* **Task to complete**
Every line of the listing must be reproduced as it stands. Leave the images behind.

# # # # #

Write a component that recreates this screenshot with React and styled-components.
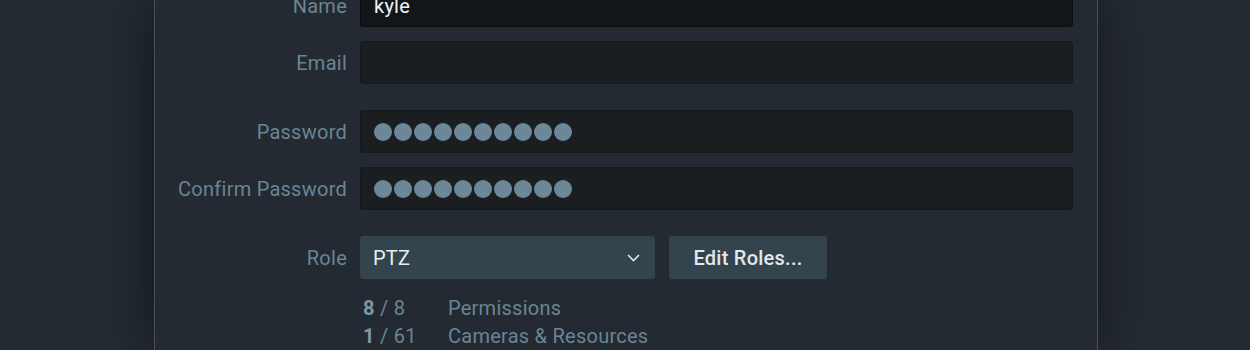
import React from 'react';
import styled, { createGlobalStyle } from 'styled-components';

const GlobalStyle = createGlobalStyle`
  html, body {
    margin: 0;
    padding: 0;
    background: #232a31;
    font-family: Roboto, "Liberation Sans", sans-serif;
  }
`;

const Page = styled.div`
  height: 350px;
  overflow: hidden;
  display: flex;
  padding-left: 154px;
`;

const Panel = styled.div`
  width: 944px;
  box-sizing: border-box;
  min-height: 100%;
  background: #232a31;
  border-left: 1px solid #4a5156;
  border-right: 1px solid #4a5156;
  box-shadow: 0 0 50px rgba(0, 0, 0, 0.45);
  padding-right: 24px;
`;

const Form = styled.div`
  display: grid;
  grid-template-columns: 192px 1fr;
  column-gap: 13px;
  margin-top: -16px;
  letter-spacing: 0.25px;
`;

const Label = styled.div`
  grid-column: 1;
  text-align: right;
  font-size: 20px;
  color: #6a8595;
  align-self: center;
  margin-top: ${({ $spaced }) => ($spaced ? '26px' : '14px')};
  &:first-child {
    margin-top: 0;
  }
`;

const Cell = styled.div`
  grid-column: 2;
  display: flex;
  gap: 14px;
  margin-top: ${({ $spaced }) => ($spaced ? '26px' : '14px')};
  ${({ $first }) => $first && 'margin-top: 0;'}
`;

const Input = styled.div`
  flex: 1;
  height: 43px;
  box-sizing: border-box;
  border-radius: 3px;
  background: ${({ $focused }) => ($focused ? '#121618' : '#1a1e21')};
  border: 1px solid ${({ $focused }) => ($focused ? '#0a0c0d' : '#16191b')};
  display: flex;
  align-items: center;
  padding-left: 13px;
  font-size: 20px;
  color: #eef2f4;
`;

const Dots = styled.div`
  display: flex;
  gap: 2px;
`;

const Dot = styled.span`
  width: 18px;
  height: 18px;
  border-radius: 50%;
  background: #6c8898;
`;

const Select = styled.div`
  width: 295px;
  height: 43px;
  box-sizing: border-box;
  border-radius: 3px;
  background: #34444d;
  display: flex;
  align-items: center;
  justify-content: space-between;
  padding: 0 15px 0 13px;
  font-size: 20px;
  color: #e9eef0;
`;

const Button = styled.div`
  width: 158px;
  height: 43px;
  box-sizing: border-box;
  border-radius: 3px;
  background: #34444d;
  display: flex;
  align-items: center;
  justify-content: center;
  font-size: 20px;
  font-weight: 500;
  color: #e3e8eb;
`;

const Stats = styled.div`
  grid-column: 2;
  display: grid;
  grid-template-columns: 85px auto;
  justify-content: start;
  margin-top: 15px;
  padding-left: 3px;
  font-size: 20px;
  line-height: 28px;
  color: #6a8595;
`;

const Count = styled.span`
  color: #6a8595;
  b {
    font-weight: 700;
    color: #7f98a7;
  }
`;

const PasswordDots = () => (
  <Dots>
    {Array.from({ length: 10 }, (x, i) => (
      <Dot key={i} />
    ))}
  </Dots>
);

const Chevron = () => (
  <svg width="13" height="8" viewBox="0 0 13 8" fill="none">
    <path d="M1 1l5.5 5.5L12 1" stroke="#dfe5e8" strokeWidth="1.6" />
  </svg>
);

const App = () => (
  <>
    <GlobalStyle />
    <Page>
      <Panel>
        <Form>
          <Label>Name</Label>
          <Cell $first>
            <Input $focused>kyle</Input>
          </Cell>

          <Label>Email</Label>
          <Cell>
            <Input />
          </Cell>

          <Label $spaced>Password</Label>
          <Cell $spaced>
            <Input>
              <PasswordDots />
            </Input>
          </Cell>

          <Label>Confirm Password</Label>
          <Cell>
            <Input>
              <PasswordDots />
            </Input>
          </Cell>

          <Label $spaced>Role</Label>
          <Cell $spaced>
            <Select>
              PTZ
              <Chevron />
            </Select>
            <Button>Edit Roles...</Button>
          </Cell>

          <Stats>
            <Count>
              <b>8</b> / 8
            </Count>
            <span>Permissions</span>
            <Count>
              <b>1</b> / 61
            </Count>
            <span>Cameras &amp; Resources</span>
          </Stats>
        </Form>
      </Panel>
    </Page>
  </>
);

export default App;
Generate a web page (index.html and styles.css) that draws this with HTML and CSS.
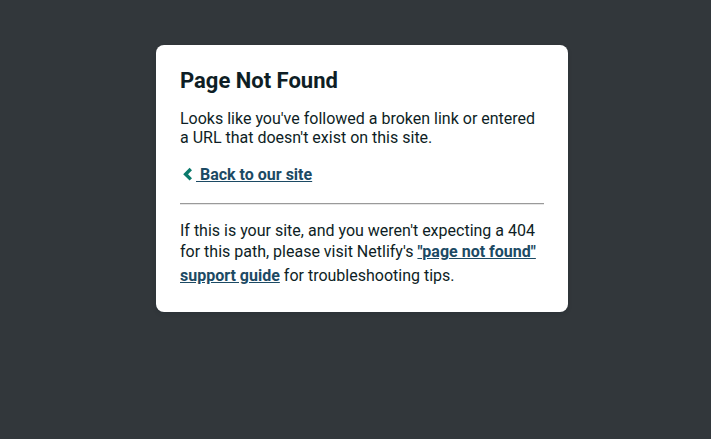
FILE: index.html
```html
<!DOCTYPE html>
<html lang="en">
<head>
<meta charset="utf-8">
<title>Page not found</title>
<link rel="stylesheet" href="styles.css">
</head>
<body>
<div class="main">
  <div class="card">
    <h1>Page Not Found</h1>
    <p>Looks like you've followed a broken link or entered a URL that doesn't exist on this site.</p>
    <p><a class="back" href="#"><svg class="chev" width="16" height="16" viewBox="0 0 16 16"><path d="M10.8 3 L5.6 8.2 L10.8 13.4" fill="none" stroke="#0a7a6c" stroke-width="3.4" stroke-linejoin="miter"/></svg> Back to our site</a></p>
    <hr>
    <p class="last">If this is your site, and you weren't expecting a 404 for this path, please visit Netlify's <a href="#">"page not found" support guide</a> for troubleshooting tips.</p>
  </div>
</div>
</body>
</html>
```
FILE: styles.css
```css
html, body {
  margin: 0;
  padding: 0;
}
body {
  background: #32373b;
  color: #fff;
  font-family: Roboto, "Liberation Sans", Arial, sans-serif;
  -webkit-font-smoothing: antialiased;
  height: 439px;
  overflow: hidden;
}
.main {
  padding: 45px 0 0 156px;
}
.card {
  width: 364px;
  padding: 24px;
  background: #fff;
  color: rgb(14, 30, 37);
  border-radius: 8px;
  box-shadow: 0 2px 4px 0 rgba(14, 30, 37, 0.16);
  font-size: 16px;
}
h1 {
  margin: 0;
  font-size: 22px;
  line-height: 24px;
  font-weight: 700;
}
p {
  margin: 16px 0;
}
p.last {
  margin-bottom: 0;
}
a {
  font-weight: 700;
  line-height: 24px;
  color: #1c4a64;
  text-decoration: underline;
}
.chev {
  position: relative;
  top: 2px;
}
hr {
  margin: 0;
  border: 0;
  border-top: 1px solid #9a9a9a;
  border-bottom: 1px solid #e6e6e6;
}
```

# # # # #

* **Result of this exercise**
Write a component that recreates this screenshot with React and styled-components.
import React from 'react';
import styled, { createGlobalStyle } from 'styled-components';

const GlobalStyle = createGlobalStyle`
  html, body {
    margin: 0;
    padding: 0;
    background: #232a31;
    font-family: Roboto, "Liberation Sans", sans-serif;
  }
`;

const Page = styled.div`
  height: 350px;
  overflow: hidden;
  display: flex;
  padding-left: 154px;
`;

const Panel = styled.div`
  width: 944px;
  box-sizing: border-box;
  min-height: 100%;
  background: #232a31;
  border-left: 1px solid #4a5156;
  border-right: 1px solid #4a5156;
  box-shadow: 0 0 50px rgba(0, 0, 0, 0.45);
  padding-right: 24px;
`;

const Form = styled.div`
  display: grid;
  grid-template-columns: 192px 1fr;
  column-gap: 13px;
  margin-top: -16px;
  letter-spacing: 0.25px;
`;

const Label = styled.div`
  grid-column: 1;
  text-align: right;
  font-size: 20px;
  color: #6a8595;
  align-self: center;
  margin-top: ${({ $spaced }) => ($spaced ? '26px' : '14px')};
  &:first-child {
    margin-top: 0;
  }
`;

const Cell = styled.div`
  grid-column: 2;
  display: flex;
  gap: 14px;
  margin-top: ${({ $spaced }) => ($spaced ? '26px' : '14px')};
  ${({ $first }) => $first && 'margin-top: 0;'}
`;

const Input = styled.div`
  flex: 1;
  height: 43px;
  box-sizing: border-box;
  border-radius: 3px;
  background: ${({ $focused }) => ($focused ? '#121618' : '#1a1e21')};
  border: 1px solid ${({ $focused }) => ($focused ? '#0a0c0d' : '#16191b')};
  display: flex;
  align-items: center;
  padding-left: 13px;
  font-size: 20px;
  color: #eef2f4;
`;

const Dots = styled.div`
  display: flex;
  gap: 2px;
`;

const Dot = styled.span`
  width: 18px;
  height: 18px;
  border-radius: 50%;
  background: #6c8898;
`;

const Select = styled.div`
  width: 295px;
  height: 43px;
  box-sizing: border-box;
  border-radius: 3px;
  background: #34444d;
  display: flex;
  align-items: center;
  justify-content: space-between;
  padding: 0 15px 0 13px;
  font-size: 20px;
  color: #e9eef0;
`;

const Button = styled.div`
  width: 158px;
  height: 43px;
  box-sizing: border-box;
  border-radius: 3px;
  background: #34444d;
  display: flex;
  align-items: center;
  justify-content: center;
  font-size: 20px;
  font-weight: 500;
  color: #e3e8eb;
`;

const Stats = styled.div`
  grid-column: 2;
  display: grid;
  grid-template-columns: 85px auto;
  justify-content: start;
  margin-top: 15px;
  padding-left: 3px;
  font-size: 20px;
  line-height: 28px;
  color: #6a8595;
`;

const Count = styled.span`
  color: #6a8595;
  b {
    font-weight: 700;
    color: #7f98a7;
  }
`;

const PasswordDots = () => (
  <Dots>
    {Array.from({ length: 10 }, (x, i) => (
      <Dot key={i} />
    ))}
  </Dots>
);

const Chevron = () => (
  <svg width="13" height="8" viewBox="0 0 13 8" fill="none">
    <path d="M1 1l5.5 5.5L12 1" stroke="#dfe5e8" strokeWidth="1.6" />
  </svg>
);

const App = () => (
  <>
    <GlobalStyle />
    <Page>
      <Panel>
        <Form>
          <Label>Name</Label>
          <Cell $first>
            <Input $focused>kyle</Input>
          </Cell>

          <Label>Email</Label>
          <Cell>
            <Input />
          </Cell>

          <Label $spaced>Password</Label>
          <Cell $spaced>
            <Input>
              <PasswordDots />
            </Input>
          </Cell>

          <Label>Confirm Password</Label>
          <Cell>
            <Input>
              <PasswordDots />
            </Input>
          </Cell>

          <Label $spaced>Role</Label>
          <Cell $spaced>
            <Select>
              PTZ
              <Chevron />
            </Select>
            <Button>Edit Roles...</Button>
          </Cell>

          <Stats>
            <Count>
              <b>8</b> / 8
            </Count>
            <span>Permissions</span>
            <Count>
              <b>1</b> / 61
            </Count>
            <span>Cameras &amp; Resources</span>
          </Stats>
        </Form>
      </Panel>
    </Page>
  </>
);

export default App;
Generate a web page (index.html and styles.css) that draws this with HTML and CSS.
FILE: index.html
```html
<!DOCTYPE html>
<html lang="en">
<head>
<meta charset="utf-8">
<title>Page not found</title>
<link rel="stylesheet" href="styles.css">
</head>
<body>
<div class="main">
  <div class="card">
    <h1>Page Not Found</h1>
    <p>Looks like you've followed a broken link or entered a URL that doesn't exist on this site.</p>
    <p><a class="back" href="#"><svg class="chev" width="16" height="16" viewBox="0 0 16 16"><path d="M10.8 3 L5.6 8.2 L10.8 13.4" fill="none" stroke="#0a7a6c" stroke-width="3.4" stroke-linejoin="miter"/></svg> Back to our site</a></p>
    <hr>
    <p class="last">If this is your site, and you weren't expecting a 404 for this path, please visit Netlify's <a href="#">"page not found" support guide</a> for troubleshooting tips.</p>
  </div>
</div>
</body>
</html>
```
FILE: styles.css
```css
html, body {
  margin: 0;
  padding: 0;
}
body {
  background: #32373b;
  color: #fff;
  font-family: Roboto, "Liberation Sans", Arial, sans-serif;
  -webkit-font-smoothing: antialiased;
  height: 439px;
  overflow: hidden;
}
.main {
  padding: 45px 0 0 156px;
}
.card {
  width: 364px;
  padding: 24px;
  background: #fff;
  color: rgb(14, 30, 37);
  border-radius: 8px;
  box-shadow: 0 2px 4px 0 rgba(14, 30, 37, 0.16);
  font-size: 16px;
}
h1 {
  margin: 0;
  font-size: 22px;
  line-height: 24px;
  font-weight: 700;
}
p {
  margin: 16px 0;
}
p.last {
  margin-bottom: 0;
}
a {
  font-weight: 700;
  line-height: 24px;
  color: #1c4a64;
  text-decoration: underline;
}
.chev {
  position: relative;
  top: 2px;
}
hr {
  margin: 0;
  border: 0;
  border-top: 1px solid #9a9a9a;
  border-bottom: 1px solid #e6e6e6;
}
```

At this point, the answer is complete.